Four days had seemed like four years as I clung hour by hour to some straw of hope, usually in the form of a Scripture or quotation, in the midst of the deluge. So many great men and women down through the ages faced dark and trying times, and lived to write anecdotes or poems or hymns about them, and I clung to each one now. Sometimes I quoted one line over and over, like a mantra, just to keep my presence of mind as I continued to care for my children and tend to household duties. It was working, too.

Standing in my doorway, looking at that little brown bird, I heard the voice of comfort I have come to know so well as my Savior’s. “You’re not the earthworm, dear, but the bird. The rains and storms that I have allowed to fall on your world have provided for you a feast that you would otherwise have to dig for.” Suddenly my perspective changed. Jesus was bringing about a spiritual feast in our lives through this seemingly dark and dreary time. Treasures we would normally have to dig for were coming to the surface, the special gifts of greater closeness to Jesus and each other, greater love and appreciation for our friends and family, and a fervent desire to commit my daily needs and fears to Jesus in prayer.

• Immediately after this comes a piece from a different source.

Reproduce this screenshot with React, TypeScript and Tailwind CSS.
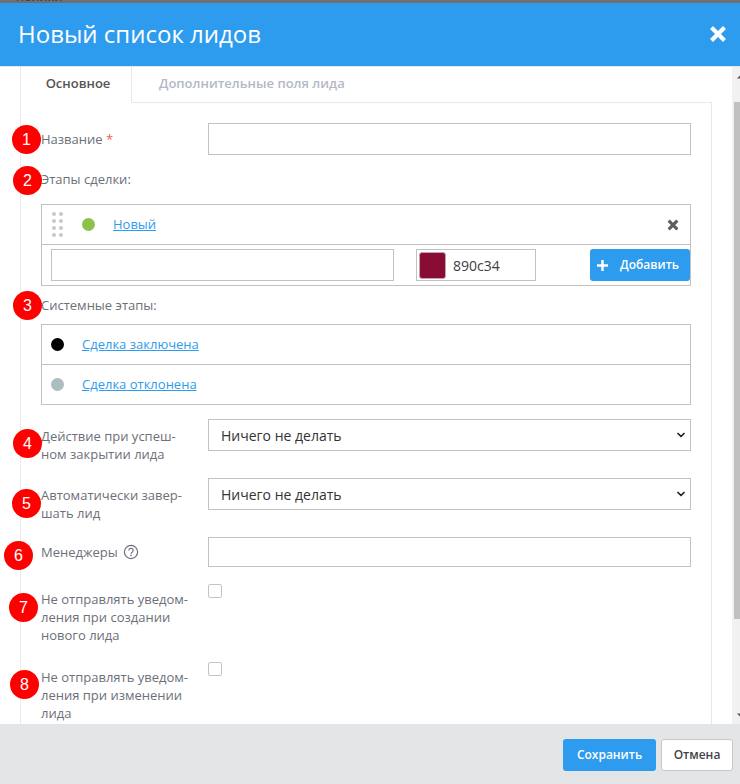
import React from "react";
import { ChevronDown } from "lucide-react";

function Badge({ n, className }: { n: number; className: string }) {
  return (
    <div className={"absolute w-[29px] h-[29px] rounded-full bg-[#fe0000] text-white text-[16px] leading-[29px] text-center font-['Liberation_Sans',sans-serif] " + className}>
      {n}
    </div>
  );
}

function Dot({ color }: { color: string }) {
  return <span className={"block w-[13px] h-[13px] rounded-full " + color} />;
}

function Grip() {
  return (
    <span className="grid grid-cols-2 gap-x-[3px] gap-y-[3px] w-[11px]">
      {Array.from({ length: 8 }).map((_, i) => (
        <span key={i} className="block w-[4px] h-[4px] rounded-full bg-[#c8c8c8]" />
      ))}
    </span>
  );
}

function Cross({ size, width, color }: { size: number; width: number; color: string }) {
  return (
    <svg width={size} height={size} viewBox="0 0 18 18" fill="none">
      <path d="M2.5 2.5L15.5 15.5M15.5 2.5L2.5 15.5" stroke={color} strokeWidth={width} />
    </svg>
  );
}

function Select() {
  return (
    <div className="w-[483px] h-[32px] border border-[#c2c2c2] bg-white flex items-center justify-between pl-[12px] pr-[3px] text-[14px] text-[#333]">
      <span>Ничего не делать</span>
      <ChevronDown size={12} strokeWidth={3.5} className="text-[#222]" />
    </div>
  );
}

function Label({ children, className = "" }: { children: React.ReactNode; className?: string }) {
  return <div className={"w-[167px] text-[13px] leading-[18px] text-[#6b7079] " + className}>{children}</div>;
}

export default function App() {
  return (
    <div className="relative w-[740px] h-[784px] overflow-hidden flex flex-col bg-white font-['Open_Sans',sans-serif]">
      <div className="h-[3px] bg-[#6f6f6f] shrink-0 overflow-hidden pl-[16px]">
        <div className="-mt-[13px] text-[13px] leading-[18px] text-[#3a3a3a]">полики</div>
      </div>
      <div className="h-[63px] shrink-0 bg-[#2d9bee] flex items-center justify-between pl-[18px] pr-[13px]">
        <h1 className="text-[24px] leading-[32px] text-white -mt-[2px]">Новый список лидов</h1>
        <span className="-mt-[2px]"><Cross size={18} width={4.2} color="#ffffff" /></span>
      </div>
      <div className="h-[1px] shrink-0 bg-[#e6e6e6]" />

      <div className="flex-1 min-h-0 overflow-hidden flex">
        <div className="w-[732px] pl-[20px] shrink-0">
          <div className="w-[692px] h-full border-l border-[#e8eaee] flex flex-col relative">
            <div className="flex h-[36px] shrink-0">
              <div className="w-[111px] h-[36px] bg-white border-r border-[#e8e8e8] text-[13px] font-semibold text-[#555] flex items-center justify-center relative z-10 pl-[4px] pb-[2px]">
                Основное
              </div>
              <div className="flex-1 border-b border-[#e8e8e8] text-[13px] font-semibold text-[#b3b9c7] pl-[27px] leading-[32px]">
                Дополнительные поля лида
              </div>
            </div>
            <div className="flex-1 border-r border-[#e8e8e8] -mt-px pl-[20px] pt-[21px]">
              <div className="flex items-center">
                <Label>
                  Название <span className="text-[#f0605a]">*</span>
                </Label>
                <div className="w-[483px] h-[32px] border border-[#c2c2c2]" />
              </div>

              <div className="text-[13px] leading-[18px] text-[#6b7079] mt-[15px]">Этапы сделки:</div>

              <div className="w-[650px] border border-[#c2c2c2] mt-[16px]">
                <div className="h-[40px] border-b border-[#c2c2c2] flex items-center pl-[10px] pr-[11px]">
                  <Grip />
                  <span className="ml-[19px]"><Dot color="bg-[#8bc34a]" /></span>
                  <a className="ml-[18px] text-[13px] text-[#2d9bee] underline">Новый</a>
                  <span className="ml-auto"><Cross size={12} width={4.6} color="#5a5f66" /></span>
                </div>
                <div className="h-[40px] flex items-center pl-[9px]">
                  <div className="w-[343px] h-[32px] border border-[#c2c2c2]" />
                  <div className="ml-[22px] w-[120px] h-[32px] border border-[#c2c2c2] flex items-center pl-[2px]">
                    <span className="block w-[27px] h-[27px] rounded-[3px] bg-[#890c34] border border-[#c9a0ad]" />
                    <span className="ml-[7px] text-[14px] text-[#3c3f44]">890c34</span>
                  </div>
                  <button className="ml-auto w-[100px] h-[32px] rounded-[3px] bg-[#2d9bee] text-white flex items-center pl-[7px] text-[12px] font-semibold">
                    <svg width="11" height="11" viewBox="0 0 11 11" fill="none">
                      <path d="M5.5 0V11M0 5.5H11" stroke="#ffffff" strokeWidth="2.4" />
                    </svg>
                    <span className="ml-[12px]">Добавить</span>
                  </button>
                </div>
              </div>

              <div className="text-[13px] leading-[18px] text-[#6b7079] mt-[10px]">Системные этапы:</div>

              <div className="w-[650px] border border-[#c2c2c2] mt-[10px]">
                <div className="h-[40px] border-b border-[#c2c2c2] flex items-center pl-[9px]">
                  <Dot color="bg-black" />
                  <a className="ml-[18px] text-[13px] text-[#2d9bee] underline">Сделка заключена</a>
                </div>
                <div className="h-[39px] flex items-center pl-[9px]">
                  <Dot color="bg-[#adbbc3]" />
                  <a className="ml-[18px] text-[13px] text-[#2d9bee] underline">Сделка отклонена</a>
                </div>
              </div>

              <div className="flex items-start mt-[14px]">
                <Label className="pt-[8px]">Действие при успеш-<br />ном закрытии лида</Label>
                <Select />
              </div>
              <div className="flex items-start mt-[15px]">
                <Label className="pt-[8px]">Автоматически завер-<br />шать лид</Label>
                <Select />
              </div>
              <div className="flex items-center mt-[15px]">
                <Label className="flex items-center">
                  Менеджеры
                  <svg width="16" height="16" viewBox="0 0 16 16" fill="none" className="ml-[5px]">
                    <circle cx="8" cy="8" r="6.6" stroke="#6b7079" strokeWidth="1.2" />
                    <path d="M5.9 6.4a2.1 2.1 0 1 1 3.2 1.8c-.7.4-1.1.8-1.1 1.5" stroke="#6b7079" strokeWidth="1.2" />
                    <circle cx="8" cy="11.4" r=".8" fill="#6b7079" />
                  </svg>
                </Label>
                <div className="w-[483px] h-[30px] border border-[#c2c2c2]" />
              </div>
              <div className="flex items-start mt-[17px]">
                <Label className="pt-[6px]">Не отправлять уведом-<br />ления при создании<br />нового лида</Label>
                <span className="block w-[14px] h-[14px] rounded-[2px] border border-[#c4c4c4]" />
              </div>
              <div className="flex items-start mt-[18px]">
                <Label className="pt-[6px]">Не отправлять уведом-<br />ления при изменении<br />лида</Label>
                <span className="block w-[14px] h-[14px] rounded-[2px] border border-[#c4c4c4]" />
              </div>
            </div>
          </div>
        </div>
        <div className="w-[8px] flex flex-col bg-[#f1f1f1] overflow-hidden">
          <svg width="8" height="4" viewBox="0 0 8 4" className="mt-[8px] shrink-0">
            <path d="M5 3.5L8 0.5V3.5Z" fill="#505050" />
          </svg>
          <div className="h-[517px] ml-[2px] mt-[23px] shrink-0 bg-[#c1c1c1]" />
          <svg width="8" height="4" viewBox="0 0 8 4" className="mt-[94px] shrink-0">
            <path d="M5 0.5H8V3.5Z" fill="#505050" />
          </svg>
        </div>
      </div>

      <div className="h-[60px] shrink-0 bg-[#e4e5e7] flex items-center justify-end pr-[7px] gap-[5px] pt-[2px]">
        <button className="w-[93px] h-[32px] rounded-[3px] bg-[#2d9bee] text-white text-[12px] font-semibold">Сохранить</button>
        <button className="w-[72px] h-[32px] rounded-[3px] bg-white border border-[#c8c8c8] text-[#444] text-[12px] font-semibold">Отмена</button>
      </div>

      <Badge n={1} className="left-[12px] top-[125px]" />
      <Badge n={2} className="left-[13px] top-[166px]" />
      <Badge n={3} className="left-[13px] top-[291px]" />
      <Badge n={4} className="left-[13px] top-[429px]" />
      <Badge n={5} className="left-[12px] top-[489px]" />
      <Badge n={6} className="left-[4px] top-[541px]" />
      <Badge n={7} className="left-[9px] top-[593px]" />
      <Badge n={8} className="left-[10px] top-[670px]" />
    </div>
  );
}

Has the rain stopped? Not yet. While our prayers are being answered and our faith encouraged in so many ways, many challenges still lie ahead of us on all fronts. But we will remain bright and happy little birds even through the rain, because odd as it may sound, we’re feasting on worms!

P.S.: As if on cue, the day after my rainy day revelation, our neighbor’s eight-year-old bounded up to me and held out a handful of wiggly worms. “There’s tons more in the leaf pile if you want some,” he suggested.

That’s okay. I’ll stick with the metaphor.

It Didn’t Just Happen  

By Alice Reynolds Flower

Things don’t just happen to children of God.
They’re part of a wonderful plan.
The troubles, reverses, the sorrows, the rod
Are strokes of the Great Sculptor’s hand.
Did some dear one sicken and finally die?
Did your heart break with anguish and woe?
Did you question your Lord, and cry: “My God, why?”
Don’t question–He planned it just so.
Things don’t just happen to children of God.
The blueprint was made by His hand.
He designed all details to conform to His Son,
So all things that happen are planned.
No matter what happens to those called His own,
Events that are awful or grand,
Every trial of your life He sends from His throne;
Things just don’t happen, they’re planned.